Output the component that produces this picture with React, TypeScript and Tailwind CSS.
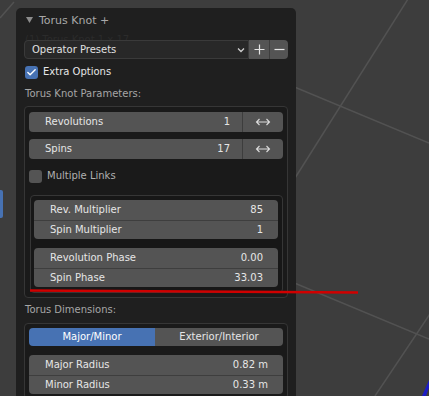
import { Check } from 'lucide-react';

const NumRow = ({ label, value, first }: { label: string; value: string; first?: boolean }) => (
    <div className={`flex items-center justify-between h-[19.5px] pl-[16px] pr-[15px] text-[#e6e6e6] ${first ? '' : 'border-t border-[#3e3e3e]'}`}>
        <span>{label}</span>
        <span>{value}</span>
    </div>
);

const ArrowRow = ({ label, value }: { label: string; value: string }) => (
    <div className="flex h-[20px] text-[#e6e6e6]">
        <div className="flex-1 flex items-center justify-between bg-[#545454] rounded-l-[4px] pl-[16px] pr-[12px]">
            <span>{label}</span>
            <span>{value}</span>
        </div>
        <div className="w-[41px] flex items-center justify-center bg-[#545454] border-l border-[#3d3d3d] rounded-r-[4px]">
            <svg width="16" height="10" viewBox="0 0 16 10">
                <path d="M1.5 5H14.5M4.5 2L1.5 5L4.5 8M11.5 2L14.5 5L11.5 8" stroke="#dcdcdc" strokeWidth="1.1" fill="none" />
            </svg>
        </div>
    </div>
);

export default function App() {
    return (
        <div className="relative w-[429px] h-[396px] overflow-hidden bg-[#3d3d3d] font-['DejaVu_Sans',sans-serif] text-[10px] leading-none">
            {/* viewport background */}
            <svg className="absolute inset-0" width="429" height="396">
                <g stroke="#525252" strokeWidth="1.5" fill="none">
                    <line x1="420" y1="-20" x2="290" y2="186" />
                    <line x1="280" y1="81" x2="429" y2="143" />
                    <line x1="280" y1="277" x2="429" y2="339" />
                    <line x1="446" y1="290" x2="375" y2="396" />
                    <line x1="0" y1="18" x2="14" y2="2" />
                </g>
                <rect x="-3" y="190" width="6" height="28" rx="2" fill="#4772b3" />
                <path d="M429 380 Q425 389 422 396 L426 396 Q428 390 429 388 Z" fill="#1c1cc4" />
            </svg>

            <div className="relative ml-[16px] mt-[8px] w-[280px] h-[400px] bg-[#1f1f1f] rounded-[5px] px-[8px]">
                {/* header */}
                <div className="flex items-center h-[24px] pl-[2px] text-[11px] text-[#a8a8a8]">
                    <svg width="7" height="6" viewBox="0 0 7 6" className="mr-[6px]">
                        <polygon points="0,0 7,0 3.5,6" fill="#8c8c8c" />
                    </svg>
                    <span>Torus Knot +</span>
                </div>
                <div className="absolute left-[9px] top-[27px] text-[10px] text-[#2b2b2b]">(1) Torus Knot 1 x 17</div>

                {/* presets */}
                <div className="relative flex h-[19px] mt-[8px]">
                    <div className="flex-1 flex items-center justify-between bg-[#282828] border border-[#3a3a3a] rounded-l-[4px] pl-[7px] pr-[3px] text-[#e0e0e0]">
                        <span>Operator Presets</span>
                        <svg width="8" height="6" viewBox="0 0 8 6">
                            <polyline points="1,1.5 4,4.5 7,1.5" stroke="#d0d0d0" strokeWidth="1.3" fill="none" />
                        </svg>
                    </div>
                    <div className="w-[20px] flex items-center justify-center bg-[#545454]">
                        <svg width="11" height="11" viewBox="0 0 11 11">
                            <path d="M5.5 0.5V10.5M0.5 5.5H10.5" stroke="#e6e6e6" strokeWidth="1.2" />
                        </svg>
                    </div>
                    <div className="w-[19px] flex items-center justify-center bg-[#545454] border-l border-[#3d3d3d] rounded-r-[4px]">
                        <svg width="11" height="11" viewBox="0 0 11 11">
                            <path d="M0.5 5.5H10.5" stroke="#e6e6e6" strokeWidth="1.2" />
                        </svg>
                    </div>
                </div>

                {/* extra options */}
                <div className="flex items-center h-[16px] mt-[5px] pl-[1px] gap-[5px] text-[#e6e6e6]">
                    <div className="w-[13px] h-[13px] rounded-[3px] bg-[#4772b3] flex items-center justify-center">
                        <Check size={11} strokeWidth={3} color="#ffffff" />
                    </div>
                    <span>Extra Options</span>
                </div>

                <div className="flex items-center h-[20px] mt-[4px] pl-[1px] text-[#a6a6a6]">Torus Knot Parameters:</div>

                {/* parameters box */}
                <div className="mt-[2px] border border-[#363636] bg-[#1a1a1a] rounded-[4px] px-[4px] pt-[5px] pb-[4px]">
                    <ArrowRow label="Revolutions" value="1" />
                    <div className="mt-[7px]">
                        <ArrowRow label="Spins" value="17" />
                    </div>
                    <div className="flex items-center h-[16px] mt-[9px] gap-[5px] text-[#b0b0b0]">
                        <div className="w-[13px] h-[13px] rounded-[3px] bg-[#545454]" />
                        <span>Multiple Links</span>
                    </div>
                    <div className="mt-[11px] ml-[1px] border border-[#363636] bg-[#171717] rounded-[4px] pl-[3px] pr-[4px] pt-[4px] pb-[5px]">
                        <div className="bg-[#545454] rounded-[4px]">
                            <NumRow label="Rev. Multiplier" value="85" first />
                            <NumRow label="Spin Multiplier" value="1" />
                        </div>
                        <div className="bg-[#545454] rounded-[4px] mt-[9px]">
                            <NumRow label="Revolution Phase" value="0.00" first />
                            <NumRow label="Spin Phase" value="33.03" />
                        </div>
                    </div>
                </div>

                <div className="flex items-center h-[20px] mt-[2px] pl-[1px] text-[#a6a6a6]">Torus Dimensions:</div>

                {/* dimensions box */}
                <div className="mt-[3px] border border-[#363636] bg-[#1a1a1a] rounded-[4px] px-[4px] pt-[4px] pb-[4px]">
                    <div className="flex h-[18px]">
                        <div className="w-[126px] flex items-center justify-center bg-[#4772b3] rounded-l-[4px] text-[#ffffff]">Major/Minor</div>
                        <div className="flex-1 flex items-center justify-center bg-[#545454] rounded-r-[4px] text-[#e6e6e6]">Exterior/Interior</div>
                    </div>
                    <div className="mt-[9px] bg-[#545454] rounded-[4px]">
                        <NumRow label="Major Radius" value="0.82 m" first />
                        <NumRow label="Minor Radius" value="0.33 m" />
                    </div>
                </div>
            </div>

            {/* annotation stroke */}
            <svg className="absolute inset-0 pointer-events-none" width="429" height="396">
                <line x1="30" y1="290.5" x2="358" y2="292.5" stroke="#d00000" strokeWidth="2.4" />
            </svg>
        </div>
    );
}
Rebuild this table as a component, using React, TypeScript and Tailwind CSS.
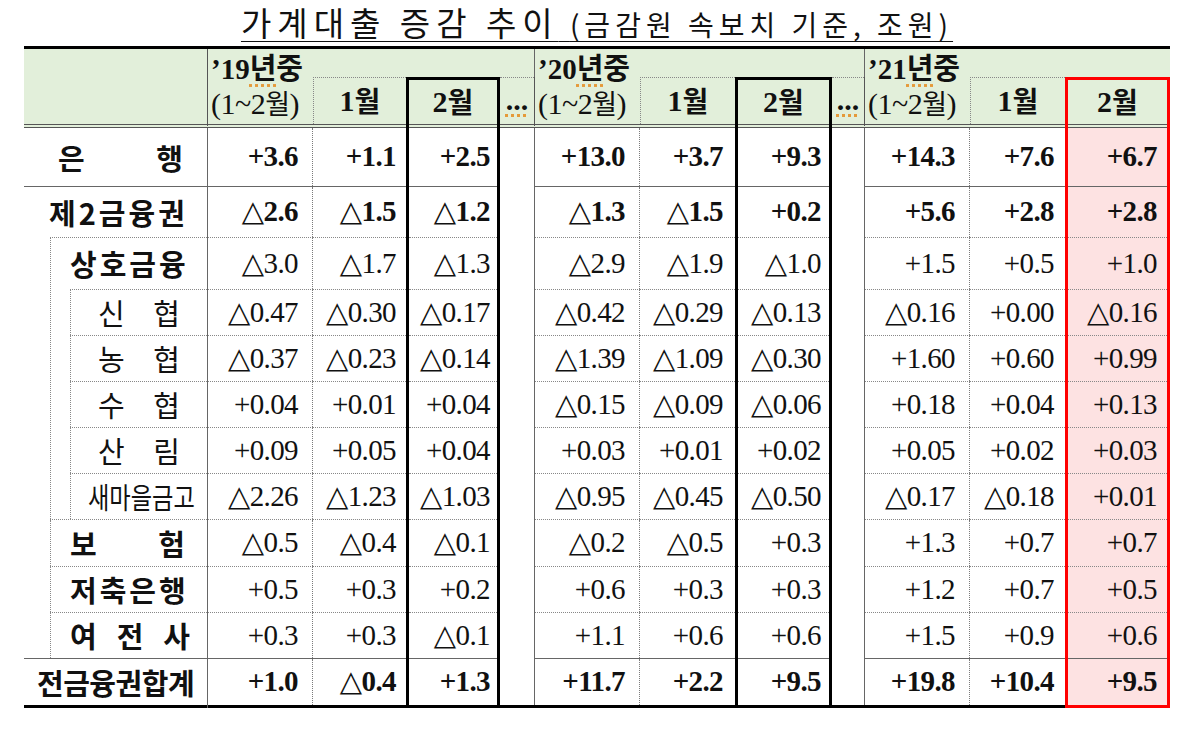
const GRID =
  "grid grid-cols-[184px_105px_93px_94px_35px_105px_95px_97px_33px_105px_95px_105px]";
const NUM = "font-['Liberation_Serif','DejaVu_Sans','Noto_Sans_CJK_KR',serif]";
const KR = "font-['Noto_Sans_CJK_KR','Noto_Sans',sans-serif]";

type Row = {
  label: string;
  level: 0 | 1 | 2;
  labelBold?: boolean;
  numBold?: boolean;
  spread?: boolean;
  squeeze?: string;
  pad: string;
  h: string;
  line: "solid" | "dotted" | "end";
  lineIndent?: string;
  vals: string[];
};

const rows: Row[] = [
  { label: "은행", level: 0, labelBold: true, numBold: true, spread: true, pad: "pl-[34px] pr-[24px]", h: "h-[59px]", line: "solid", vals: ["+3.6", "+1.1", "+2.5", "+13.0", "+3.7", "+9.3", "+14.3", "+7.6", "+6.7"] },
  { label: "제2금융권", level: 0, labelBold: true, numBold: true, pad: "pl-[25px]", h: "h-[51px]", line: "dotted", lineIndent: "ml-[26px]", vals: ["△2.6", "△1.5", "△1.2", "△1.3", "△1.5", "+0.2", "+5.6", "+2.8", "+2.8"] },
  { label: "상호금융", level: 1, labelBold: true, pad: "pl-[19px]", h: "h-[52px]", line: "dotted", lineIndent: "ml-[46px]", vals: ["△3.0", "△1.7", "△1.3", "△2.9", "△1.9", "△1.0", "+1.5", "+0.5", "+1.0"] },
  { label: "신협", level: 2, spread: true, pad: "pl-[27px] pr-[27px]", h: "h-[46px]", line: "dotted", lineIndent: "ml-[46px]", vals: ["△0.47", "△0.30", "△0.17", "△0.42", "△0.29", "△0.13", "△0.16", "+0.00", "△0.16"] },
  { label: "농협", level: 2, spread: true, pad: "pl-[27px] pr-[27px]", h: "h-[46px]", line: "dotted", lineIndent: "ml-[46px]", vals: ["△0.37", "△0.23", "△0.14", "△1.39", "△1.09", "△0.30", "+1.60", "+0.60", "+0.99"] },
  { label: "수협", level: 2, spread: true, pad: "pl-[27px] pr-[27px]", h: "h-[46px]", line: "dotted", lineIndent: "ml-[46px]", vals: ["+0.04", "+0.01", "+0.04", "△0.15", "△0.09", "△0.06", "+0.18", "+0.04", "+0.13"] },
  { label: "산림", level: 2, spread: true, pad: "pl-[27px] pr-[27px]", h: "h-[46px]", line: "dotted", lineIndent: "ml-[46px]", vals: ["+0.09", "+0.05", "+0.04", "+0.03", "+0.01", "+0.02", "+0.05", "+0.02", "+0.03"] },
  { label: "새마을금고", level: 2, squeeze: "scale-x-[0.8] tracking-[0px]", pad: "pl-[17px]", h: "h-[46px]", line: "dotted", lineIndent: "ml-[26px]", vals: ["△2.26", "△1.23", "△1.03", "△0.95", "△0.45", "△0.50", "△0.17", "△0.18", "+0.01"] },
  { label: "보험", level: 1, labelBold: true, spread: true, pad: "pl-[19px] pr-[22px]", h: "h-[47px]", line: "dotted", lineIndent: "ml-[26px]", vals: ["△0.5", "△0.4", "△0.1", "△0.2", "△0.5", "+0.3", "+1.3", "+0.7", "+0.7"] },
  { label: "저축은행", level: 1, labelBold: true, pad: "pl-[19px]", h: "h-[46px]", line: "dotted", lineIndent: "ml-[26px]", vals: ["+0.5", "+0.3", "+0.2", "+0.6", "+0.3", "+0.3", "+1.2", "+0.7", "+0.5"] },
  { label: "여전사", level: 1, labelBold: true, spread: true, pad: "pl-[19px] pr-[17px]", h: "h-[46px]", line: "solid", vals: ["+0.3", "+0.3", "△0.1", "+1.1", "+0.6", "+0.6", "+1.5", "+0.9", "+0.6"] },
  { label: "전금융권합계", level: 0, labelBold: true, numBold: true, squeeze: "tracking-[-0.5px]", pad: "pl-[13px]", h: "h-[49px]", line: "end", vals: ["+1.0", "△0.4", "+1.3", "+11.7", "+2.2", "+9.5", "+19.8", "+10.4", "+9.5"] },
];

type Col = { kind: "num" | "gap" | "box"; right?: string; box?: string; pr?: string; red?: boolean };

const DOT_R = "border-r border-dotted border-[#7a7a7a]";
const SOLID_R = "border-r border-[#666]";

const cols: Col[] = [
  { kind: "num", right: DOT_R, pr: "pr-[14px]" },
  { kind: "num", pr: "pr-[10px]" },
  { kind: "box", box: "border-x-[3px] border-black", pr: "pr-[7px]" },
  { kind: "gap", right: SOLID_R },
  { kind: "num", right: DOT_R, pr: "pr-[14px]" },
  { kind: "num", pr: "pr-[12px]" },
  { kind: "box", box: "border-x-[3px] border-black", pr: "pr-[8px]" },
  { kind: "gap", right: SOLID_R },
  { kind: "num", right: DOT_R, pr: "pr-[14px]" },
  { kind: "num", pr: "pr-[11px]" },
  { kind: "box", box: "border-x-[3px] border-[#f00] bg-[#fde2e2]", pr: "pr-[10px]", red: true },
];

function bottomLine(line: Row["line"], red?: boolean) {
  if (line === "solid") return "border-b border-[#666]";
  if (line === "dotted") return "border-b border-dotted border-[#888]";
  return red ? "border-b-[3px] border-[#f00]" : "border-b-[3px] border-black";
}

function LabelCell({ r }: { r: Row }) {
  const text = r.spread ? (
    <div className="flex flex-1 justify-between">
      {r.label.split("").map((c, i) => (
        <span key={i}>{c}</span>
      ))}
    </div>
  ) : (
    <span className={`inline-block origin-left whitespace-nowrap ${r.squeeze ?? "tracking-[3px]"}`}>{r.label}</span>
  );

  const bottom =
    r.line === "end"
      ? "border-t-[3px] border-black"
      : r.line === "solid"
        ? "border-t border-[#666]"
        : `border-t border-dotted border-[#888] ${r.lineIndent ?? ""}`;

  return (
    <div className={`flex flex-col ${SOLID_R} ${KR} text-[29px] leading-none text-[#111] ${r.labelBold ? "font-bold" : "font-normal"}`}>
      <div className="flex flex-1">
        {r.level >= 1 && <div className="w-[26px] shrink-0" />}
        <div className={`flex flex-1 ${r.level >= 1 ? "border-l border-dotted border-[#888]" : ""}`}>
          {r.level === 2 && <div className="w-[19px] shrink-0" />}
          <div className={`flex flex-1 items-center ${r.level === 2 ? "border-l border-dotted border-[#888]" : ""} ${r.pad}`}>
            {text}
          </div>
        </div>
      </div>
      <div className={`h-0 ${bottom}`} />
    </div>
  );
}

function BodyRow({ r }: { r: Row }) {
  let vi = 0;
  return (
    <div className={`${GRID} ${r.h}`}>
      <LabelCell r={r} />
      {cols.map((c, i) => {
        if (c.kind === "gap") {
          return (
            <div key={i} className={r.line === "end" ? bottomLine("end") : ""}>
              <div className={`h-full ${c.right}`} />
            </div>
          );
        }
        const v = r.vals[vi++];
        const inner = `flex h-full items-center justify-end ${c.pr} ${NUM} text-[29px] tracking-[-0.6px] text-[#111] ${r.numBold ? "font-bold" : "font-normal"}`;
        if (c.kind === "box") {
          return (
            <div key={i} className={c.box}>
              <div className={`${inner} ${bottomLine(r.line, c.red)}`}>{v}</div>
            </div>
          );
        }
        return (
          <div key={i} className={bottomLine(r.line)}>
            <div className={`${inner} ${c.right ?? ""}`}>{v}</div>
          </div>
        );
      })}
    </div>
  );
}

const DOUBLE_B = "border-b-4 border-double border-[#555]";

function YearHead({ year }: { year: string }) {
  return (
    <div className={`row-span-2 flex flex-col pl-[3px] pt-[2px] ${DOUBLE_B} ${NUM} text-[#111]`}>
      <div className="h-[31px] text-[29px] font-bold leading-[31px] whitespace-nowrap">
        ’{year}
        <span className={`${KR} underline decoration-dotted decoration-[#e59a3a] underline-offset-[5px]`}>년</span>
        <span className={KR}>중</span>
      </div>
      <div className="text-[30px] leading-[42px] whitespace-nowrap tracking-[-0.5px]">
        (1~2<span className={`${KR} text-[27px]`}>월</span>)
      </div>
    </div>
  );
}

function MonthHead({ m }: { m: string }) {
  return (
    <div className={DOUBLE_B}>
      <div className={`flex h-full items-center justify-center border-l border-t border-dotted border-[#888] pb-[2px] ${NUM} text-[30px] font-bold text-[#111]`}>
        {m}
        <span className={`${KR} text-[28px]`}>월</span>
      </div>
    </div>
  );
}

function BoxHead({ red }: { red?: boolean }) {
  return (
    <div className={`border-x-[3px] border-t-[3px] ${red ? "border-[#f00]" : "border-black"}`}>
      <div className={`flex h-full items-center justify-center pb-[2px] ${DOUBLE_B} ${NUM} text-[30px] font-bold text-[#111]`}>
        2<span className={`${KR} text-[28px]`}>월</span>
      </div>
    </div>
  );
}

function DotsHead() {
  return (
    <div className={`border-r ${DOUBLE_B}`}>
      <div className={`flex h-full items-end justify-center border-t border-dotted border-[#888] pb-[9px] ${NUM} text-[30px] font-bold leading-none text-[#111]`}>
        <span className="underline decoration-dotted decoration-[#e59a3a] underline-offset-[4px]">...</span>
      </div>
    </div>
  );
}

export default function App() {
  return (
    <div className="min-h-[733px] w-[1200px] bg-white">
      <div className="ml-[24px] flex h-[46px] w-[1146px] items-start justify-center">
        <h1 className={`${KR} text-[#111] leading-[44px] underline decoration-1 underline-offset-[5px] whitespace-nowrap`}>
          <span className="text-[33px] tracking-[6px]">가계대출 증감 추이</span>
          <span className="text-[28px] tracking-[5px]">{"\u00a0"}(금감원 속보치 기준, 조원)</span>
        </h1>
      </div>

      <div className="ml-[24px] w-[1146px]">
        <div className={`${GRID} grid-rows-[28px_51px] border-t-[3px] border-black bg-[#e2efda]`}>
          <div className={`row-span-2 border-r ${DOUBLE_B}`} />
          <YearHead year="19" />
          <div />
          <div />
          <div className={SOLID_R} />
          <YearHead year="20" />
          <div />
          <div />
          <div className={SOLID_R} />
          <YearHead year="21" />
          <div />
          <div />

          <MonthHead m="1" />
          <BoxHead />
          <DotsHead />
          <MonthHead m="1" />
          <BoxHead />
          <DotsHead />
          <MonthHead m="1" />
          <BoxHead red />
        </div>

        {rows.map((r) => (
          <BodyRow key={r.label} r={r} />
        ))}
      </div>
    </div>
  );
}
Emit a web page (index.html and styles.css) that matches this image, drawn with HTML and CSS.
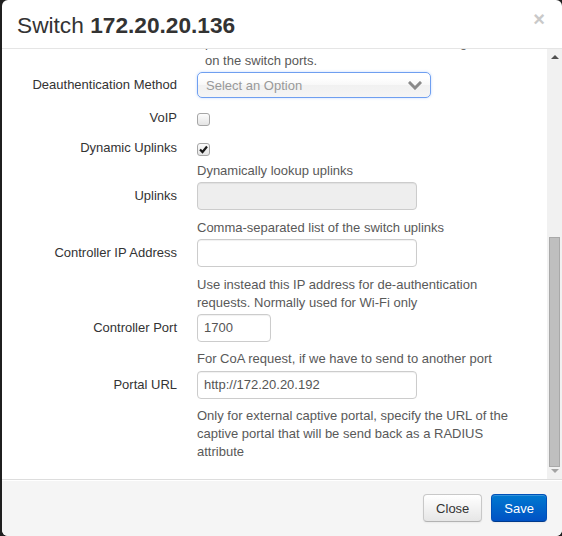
....
From the listing above, copy every line that includes the word "TypeScript".

Output the component that produces this picture with React, TypeScript and Tailwind CSS.
Rebuild this table as a component, using React, TypeScript and Tailwind CSS.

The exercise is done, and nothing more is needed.